Miloslav Koller February 18, 2025
Miloslav Koller February 18, 2025
photo: Post Bellum

Miloslav Koller was born on 2 September 1937 in Nebahovy, Prachatice region. His father František Koller, born in 1900, came from Frantoly, his mother Marie, née Mrázová, born in 1900, from Nebahovy. Her mother was Czech, her father came from a Czech-German family. The parents lived in a secluded place behind the village, and made their living as farmers. They had five children - František, Bohumil, Marie, Miloslav and Benedikt. They were brought up in love for their homeland, they spoke Czech and in the 1930 census they declared their Czech nationality. The outbreak of the Second World War meant the end of a peaceful life for the family. Albrecht, a Nazi henchman and head of the local NSDAP, denounced his father for not behaving like a proper German out of revenge, and František Koller was forced to enlist in the Wehrmacht at the age of forty-one.

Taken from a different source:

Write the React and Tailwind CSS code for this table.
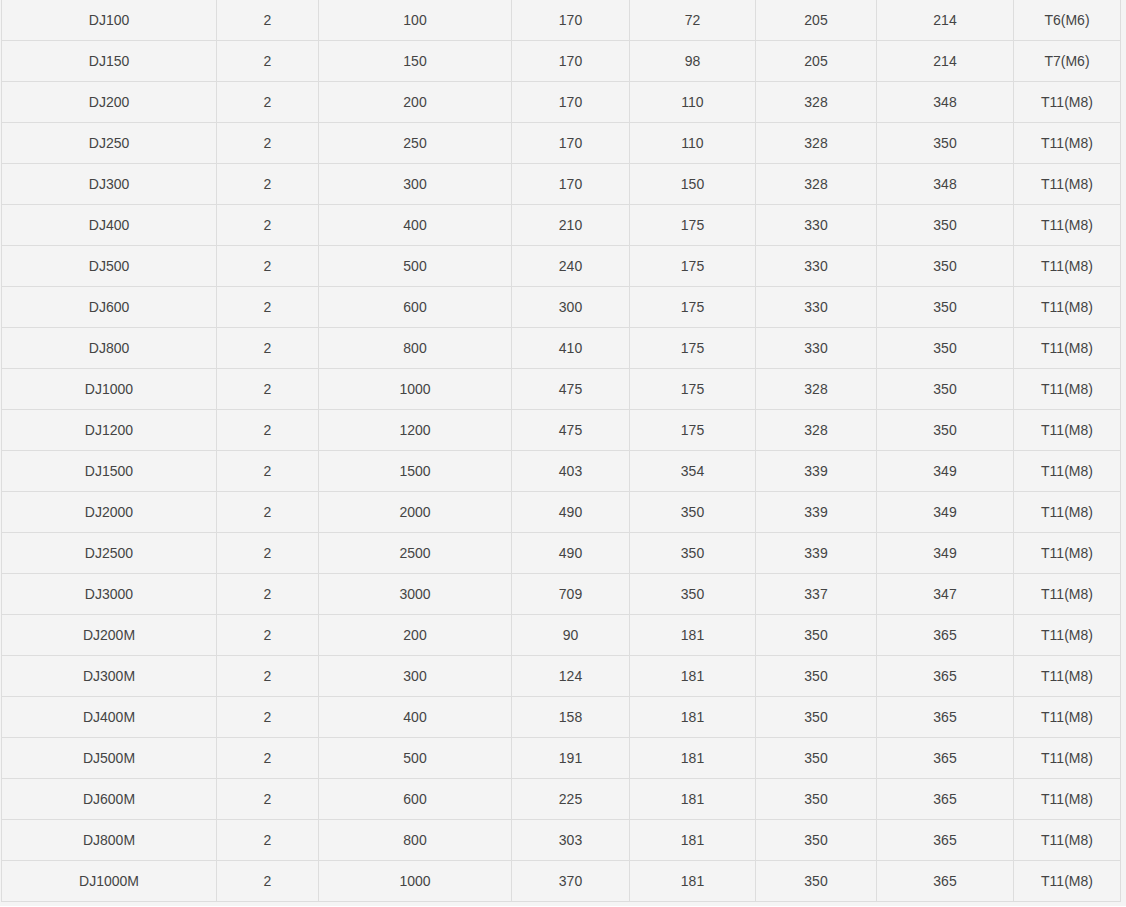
import React from 'react';

const rows = [
  ['DJ100', '2', '100', '170', '72', '205', '214', 'T6(M6)'],
  ['DJ150', '2', '150', '170', '98', '205', '214', 'T7(M6)'],
  ['DJ200', '2', '200', '170', '110', '328', '348', 'T11(M8)'],
  ['DJ250', '2', '250', '170', '110', '328', '350', 'T11(M8)'],
  ['DJ300', '2', '300', '170', '150', '328', '348', 'T11(M8)'],
  ['DJ400', '2', '400', '210', '175', '330', '350', 'T11(M8)'],
  ['DJ500', '2', '500', '240', '175', '330', '350', 'T11(M8)'],
  ['DJ600', '2', '600', '300', '175', '330', '350', 'T11(M8)'],
  ['DJ800', '2', '800', '410', '175', '330', '350', 'T11(M8)'],
  ['DJ1000', '2', '1000', '475', '175', '328', '350', 'T11(M8)'],
  ['DJ1200', '2', '1200', '475', '175', '328', '350', 'T11(M8)'],
  ['DJ1500', '2', '1500', '403', '354', '339', '349', 'T11(M8)'],
  ['DJ2000', '2', '2000', '490', '350', '339', '349', 'T11(M8)'],
  ['DJ2500', '2', '2500', '490', '350', '339', '349', 'T11(M8)'],
  ['DJ3000', '2', '3000', '709', '350', '337', '347', 'T11(M8)'],
  ['DJ200M', '2', '200', '90', '181', '350', '365', 'T11(M8)'],
  ['DJ300M', '2', '300', '124', '181', '350', '365', 'T11(M8)'],
  ['DJ400M', '2', '400', '158', '181', '350', '365', 'T11(M8)'],
  ['DJ500M', '2', '500', '191', '181', '350', '365', 'T11(M8)'],
  ['DJ600M', '2', '600', '225', '181', '350', '365', 'T11(M8)'],
  ['DJ800M', '2', '800', '303', '181', '350', '365', 'T11(M8)'],
  ['DJ1000M', '2', '1000', '370', '181', '350', '365', 'T11(M8)'],
];

const SpecTable = () => {
  return (
    <div className="w-full min-h-screen bg-[#f4f4f4] font-['Liberation_Sans',Arial,sans-serif] text-[14px] text-[#444]">
      {/* spec table, scrolled so the top border sits just above the fold */}
      <div className="ml-[1px] -mt-[1px] w-[1120px] grid grid-cols-[215px_102px_193px_118px_126px_121px_137px_107px] border-l border-t border-[#dddddd]">
        {rows.map((row, i) =>
          row.map((cell, j) => (
            <div
              key={`${i}-${j}`}
              className="h-[41px] flex items-center justify-center border-r border-b border-[#dddddd]"
            >
              {cell}
            </div>
          ))
        )}
      </div>
    </div>
  );
};

export default SpecTable;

All the children were then forcibly taken from their mother during the months at the turn of 1941/42. The witness was sent to Germany for re-education. When he was taken away, he did not speak a word of German. When he returned to his parents in 1947, he did not know a word of Czech. The family martyrdom continued. His parents lost their farm. The distressed mother soon died. Dad then had to pay the local committee the rent for the years they had farmed the confiscated house. Miloslav Koller farmed privately in the house next door, which he had received as a gift from his father. He had six cows, a small garden and fields. He refused to join a single agricultural cooperative (JZD). The communists managed to break him only in 1961. He was called up for a special summer exercise of the reserves. The harvest remained unharvested and the cattle were dismantled by the people of the village. After returning from the exercise, he was sentenced to serve time for failing to meet his mandatory deliveries. Instead of going into custody, he became an employee of the State Farm in Nebahovy, where he worked until his retirement. In 2025 he was living in Prachatice.